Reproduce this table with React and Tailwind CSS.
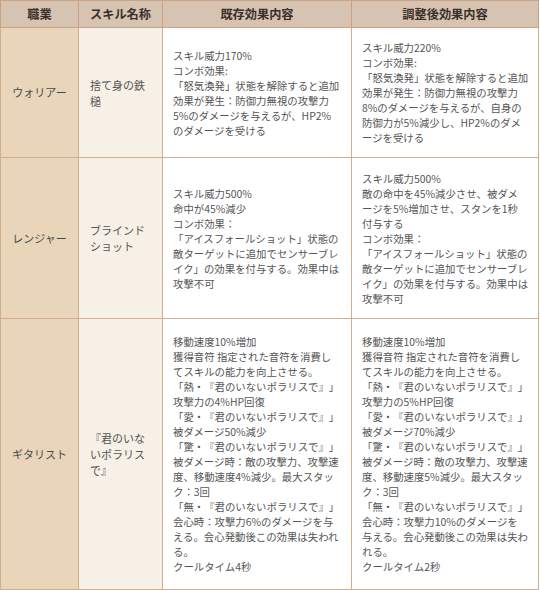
import React from "react";

const ROWS = [
    {
        job: "ウォリアー",
        skill: ["捨て身の鉄", "槌"],
        height: "h-[130px]",
        before: [
            "スキル威力170%",
            "コンボ効果:",
            "「怒気渙発」状態を解除すると追加",
            "効果が発生：防御力無視の攻撃力",
            "5%のダメージを与えるが、HP2%",
            "のダメージを受ける",
        ],
        after: [
            "スキル威力220%",
            "コンボ効果:",
            "「怒気渙発」状態を解除すると追加",
            "効果が発生：防御力無視の攻撃力",
            "8%のダメージを与えるが、自身の",
            "防御力が5%減少し、HP2%のダメ",
            "ージを受ける",
        ],
    },
    {
        job: "レンジャー",
        skill: ["ブラインド", "ショット"],
        height: "h-[161px]",
        before: [
            "スキル威力500%",
            "命中が45%減少",
            "コンボ効果：",
            "「アイスフォールショット」状態の",
            "敵ターゲットに追加でセンサーブレ",
            "イク」の効果を付与する。効果中は",
            "攻撃不可",
        ],
        after: [
            "スキル威力500%",
            "敵の命中を45%減少させ、被ダメ",
            "ージを5%増加させ、スタンを1秒",
            "付与する",
            "コンボ効果：",
            "「アイスフォールショット」状態の",
            "敵ターゲットに追加でセンサーブレ",
            "イク」の効果を付与する。効果中は",
            "攻撃不可",
        ],
    },
    {
        job: "ギタリスト",
        skill: ["『君のいな", "いポラリス", "で』"],
        height: "h-[271px]",
        before: [
            "移動速度10%増加",
            "獲得音符 指定された音符を消費し",
            "てスキルの能力を向上させる。",
            "「熱・『君のいないポラリスで』」",
            "攻撃力の4%HP回復",
            "「愛・『君のいないポラリスで』」",
            "被ダメージ50%減少",
            "「驚・『君のいないポラリスで』」",
            "被ダメージ時：敵の攻撃力、攻撃速",
            "度、移動速度4%減少。最大スタッ",
            "ク：3回",
            "「無・『君のいないポラリスで』」",
            "会心時：攻撃力6%のダメージを与",
            "える。会心発動後この効果は失われ",
            "る。",
            "クールタイム4秒",
        ],
        after: [
            "移動速度10%増加",
            "獲得音符 指定された音符を消費し",
            "てスキルの能力を向上させる。",
            "「熱・『君のいないポラリスで』」",
            "攻撃力の5%HP回復",
            "「愛・『君のいないポラリスで』」",
            "被ダメージ70%減少",
            "「驚・『君のいないポラリスで』」",
            "被ダメージ時：敵の攻撃力、攻撃速",
            "度、移動速度5%減少。最大スタッ",
            "ク：3回",
            "「無・『君のいないポラリスで』」",
            "会心時：攻撃力10%のダメージを",
            "与える。会心発動後この効果は失わ",
            "れる。",
            "クールタイム2秒",
        ],
    },
];

const HEADERS = ["職業", "スキル名称", "既存効果内容", "調整後効果内容"];

const Lines = ({ lines }) => (
    <div className="flex flex-col">
        {lines.map((line, i) => (
            <span key={i} className="whitespace-nowrap">
                {line}
            </span>
        ))}
    </div>
);

const App = () => {
    return (
        <div
            className="w-[540px] h-[590px] bg-white overflow-hidden [text-spacing-trim:space-all]"
            style={{ fontFamily: '"Noto Sans CJK JP", "Noto Sans", sans-serif' }}
        >
            <table className="table-fixed border-collapse w-[538px] text-[10.4px] leading-[15px] text-[#555555]">
                <colgroup>
                    <col className="w-[78px]" />
                    <col className="w-[84px]" />
                    <col className="w-[189px]" />
                    <col className="w-[187px]" />
                </colgroup>
                <thead>
                    <tr className="h-[27px] bg-[#d6c3b2]">
                        {HEADERS.map((h) => (
                            <th
                                key={h}
                                className="border border-[#c9a284] text-center text-[12.2px] font-bold text-[#3b3029] p-0"
                            >
                                {h}
                            </th>
                        ))}
                    </tr>
                </thead>
                <tbody>
                    {ROWS.map((row) => (
                        <tr key={row.job} className={row.height}>
                            <td className="border border-[#d2ad8e] bg-[#e8d5ba] text-center align-middle text-[#4a4a4a] text-[11px] p-0">
                                {row.job}
                            </td>
                            <td className="border border-[#d2ad8e] bg-[#f6f0e6] align-middle pl-[11px] pr-1 text-[11px] leading-[16px]">
                                <Lines lines={row.skill} />
                            </td>
                            <td className="border border-[#d2ad8e] bg-white align-middle pl-[10px] pr-1">
                                <Lines lines={row.before} />
                            </td>
                            <td className="border border-[#d2ad8e] bg-white align-middle pl-[10px] pr-1">
                                <Lines lines={row.after} />
                            </td>
                        </tr>
                    ))}
                </tbody>
            </table>
        </div>
    );
};

export default App;
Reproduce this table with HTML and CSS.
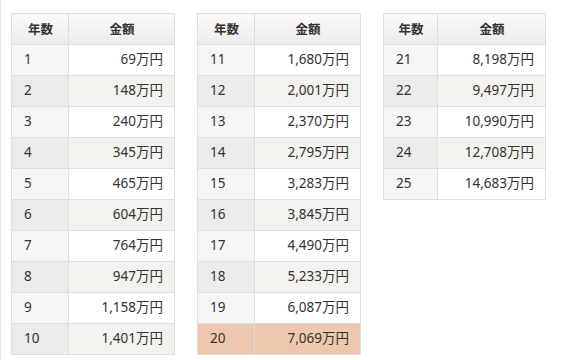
FILE: index.html
```html
<!DOCTYPE html>
<html lang="ja">
<head>
<meta charset="utf-8">
<link rel="stylesheet" href="styles.css">
</head>
<body>
<div class="page">
  <table class="tbl">
    <colgroup><col class="c1"><col class="c2"></colgroup>
    <thead><tr><th>年数</th><th>金額</th></tr></thead>
    <tbody>
      <tr><td>1</td><td>69万円</td></tr>
      <tr><td>2</td><td>148万円</td></tr>
      <tr><td>3</td><td>240万円</td></tr>
      <tr><td>4</td><td>345万円</td></tr>
      <tr><td>5</td><td>465万円</td></tr>
      <tr><td>6</td><td>604万円</td></tr>
      <tr><td>7</td><td>764万円</td></tr>
      <tr><td>8</td><td>947万円</td></tr>
      <tr><td>9</td><td>1,158万円</td></tr>
      <tr><td>10</td><td>1,401万円</td></tr>
    </tbody>
  </table>
  <table class="tbl">
    <colgroup><col class="c1"><col class="c2"></colgroup>
    <thead><tr><th>年数</th><th>金額</th></tr></thead>
    <tbody>
      <tr><td>11</td><td>1,680万円</td></tr>
      <tr><td>12</td><td>2,001万円</td></tr>
      <tr><td>13</td><td>2,370万円</td></tr>
      <tr><td>14</td><td>2,795万円</td></tr>
      <tr><td>15</td><td>3,283万円</td></tr>
      <tr><td>16</td><td>3,845万円</td></tr>
      <tr><td>17</td><td>4,490万円</td></tr>
      <tr><td>18</td><td>5,233万円</td></tr>
      <tr><td>19</td><td>6,087万円</td></tr>
      <tr class="hl"><td>20</td><td>7,069万円</td></tr>
    </tbody>
  </table>
  <table class="tbl narrow">
    <colgroup><col class="c1"><col class="c2"></colgroup>
    <thead><tr><th>年数</th><th>金額</th></tr></thead>
    <tbody>
      <tr><td>21</td><td>8,198万円</td></tr>
      <tr><td>22</td><td>9,497万円</td></tr>
      <tr><td>23</td><td>10,990万円</td></tr>
      <tr><td>24</td><td>12,708万円</td></tr>
      <tr><td>25</td><td>14,683万円</td></tr>
    </tbody>
  </table>
</div>
</body>
</html>
```
FILE: styles.css
```css
html, body {
  margin: 0;
  padding: 0;
  background: #fff;
}
.page {
  box-sizing: border-box;
  height: 360px;
  border-left: 1px solid #e4e4e4;
  padding: 13px 0 0 10px;
  display: flex;
  align-items: flex-start;
  gap: 22px;
  font-family: "Noto Sans", "Noto Sans CJK JP", sans-serif;
  color: #333;
  font-size: 13.5px;
}
.tbl {
  border-collapse: collapse;
  table-layout: fixed;
  width: 163px;
}
.tbl .c1 { width: 57px; }
.tbl .c2 { width: 106px; }
.tbl.narrow { width: 162px; }
.tbl.narrow .c1 { width: 54px; }
.tbl.narrow .c2 { width: 108px; }
.tbl th, .tbl td {
  border: 1px solid #dedede;
  height: 31px;
  padding: 0 11px 0 12px;
  box-sizing: border-box;
  line-height: 1;
}
.tbl th {
  font-family: "Noto Sans CJK JP", sans-serif;
  font-weight: bold;
  text-align: center;
  background: linear-gradient(#fbfbfb, #ebebeb);
  font-size: 12.5px;
}
.tbl td:first-child {
  text-align: left;
  background: #f6f6f6;
}
.tbl td:last-child {
  text-align: right;
  background: #fff;
}
.tbl tbody tr:nth-child(even) td:first-child {
  background: #ebebeb;
}
.tbl tbody tr:nth-child(even) td:last-child {
  background: #f3f2ee;
}
.tbl tbody tr.hl td:first-child,
.tbl tbody tr.hl td:last-child {
  background: #eec8ae;
}
```
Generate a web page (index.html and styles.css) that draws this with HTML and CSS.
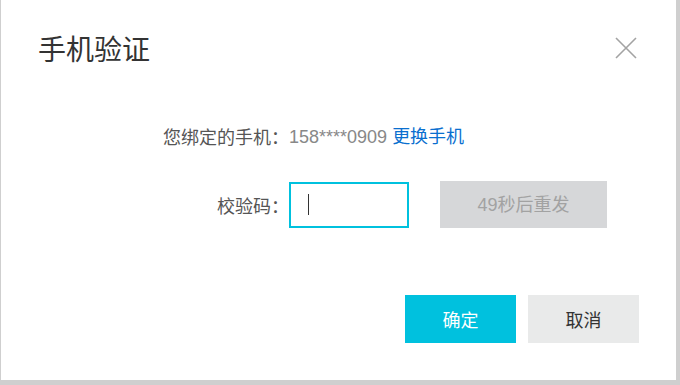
FILE: index.html
```html
<!DOCTYPE html>
<html lang="zh-CN">
<head>
<meta charset="utf-8">
<title>手机验证</title>
<link rel="stylesheet" href="styles.css">
</head>
<body>
<div class="dialog">
  <div class="dialog-header">
    <h2 class="dialog-title">手机验证</h2>
    <button class="close-btn" aria-label="关闭">
      <svg width="22" height="22" viewBox="0 0 22 22"><path d="M1 1 L21 21 M21 1 L1 21" stroke="#a3a3a3" stroke-width="1.6" fill="none"/></svg>
    </button>
  </div>
  <div class="form">
    <div class="row row-phone">
      <span class="label">您绑定的手机：</span>
      <span class="value"><span class="phone">158****0909</span> <a class="link" href="#">更换手机</a></span>
    </div>
    <div class="row row-code">
      <span class="label">校验码：</span>
      <span class="value code-value">
        <span class="input"><span class="caret"></span></span>
        <span class="resend">49秒后重发</span>
      </span>
    </div>
  </div>
  <div class="footer">
    <button class="btn btn-primary">确定</button>
    <button class="btn btn-default">取消</button>
  </div>
</div>
</body>
</html>
```
FILE: styles.css
```css
html, body {
  margin: 0;
  padding: 0;
}
body {
  background: #cfcfcf;
  width: 680px;
  height: 385px;
  overflow: hidden;
  font-family: "Liberation Sans", "Noto Sans CJK SC", sans-serif;
}
.dialog {
  margin-left: 1px;
  width: 675px;
  height: 380px;
  background: #ffffff;
  box-sizing: border-box;
  display: flex;
  flex-direction: column;
}
.dialog-header {
  display: flex;
  justify-content: space-between;
  align-items: center;
  padding: 32px 39px 0 37px;
  height: 32px;
}
.dialog-title {
  margin: 0;
  font-weight: normal;
  font-size: 28px;
  line-height: 32px;
  color: #333333;
  font-family: "Noto Sans CJK SC", sans-serif;
}
.close-btn {
  border: 0;
  background: none;
  padding: 0;
  width: 22px;
  height: 22px;
  display: block;
}
.close-btn svg { display: block; }
.form {
  display: grid;
  grid-template-columns: 288px auto;
  column-gap: 0;
  row-gap: 32px;
  margin-top: 59px;
  align-items: center;
}
.row {
  display: contents;
}
.label {
  text-align: right;
  font-size: 18px;
  line-height: 24px;
  color: #555555;
  font-family: "Noto Sans CJK SC", sans-serif;
}
.value {
  font-size: 18px;
  line-height: 24px;
}
.phone {
  color: #888888;
}
.link {
  color: #0a6fcf;
  text-decoration: none;
  font-family: "Noto Sans CJK SC", sans-serif;
}
.code-value {
  display: flex;
  align-items: center;
  gap: 31px;
}
.input {
  box-sizing: border-box;
  width: 120px;
  height: 46px;
  border: 2px solid #00c1de;
  display: flex;
  align-items: center;
  padding-left: 17px;
}
.caret {
  width: 1px;
  height: 21px;
  background: #333333;
}
.resend {
  width: 167px;
  height: 47px;
  background: #d6d7d9;
  color: #a2a2a2;
  font-size: 18px;
  display: flex;
  align-items: center;
  justify-content: center;
}
.footer {
  display: flex;
  justify-content: flex-end;
  gap: 12px;
  padding-right: 37px;
  margin-top: 67px;
}
.btn {
  width: 111px;
  height: 48px;
  border: 0;
  font-size: 18px;
  font-family: "Noto Sans CJK SC", sans-serif;
  padding: 0;
}
.btn-primary {
  background: #00c1de;
  color: #ffffff;
}
.btn-default {
  background: #e9eaea;
  color: #333333;
}
```
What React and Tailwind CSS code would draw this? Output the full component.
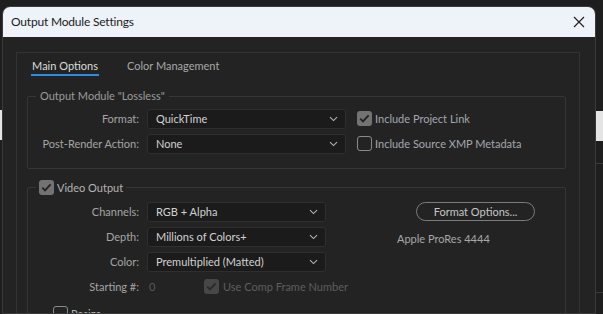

********

To be done
Begin at the first line of the data above and repeat each line exactly, stopping after the line containing "import React from". Omit the pictures.

Written answer
Reproduce this table with React and Tailwind CSS.
import React from "react";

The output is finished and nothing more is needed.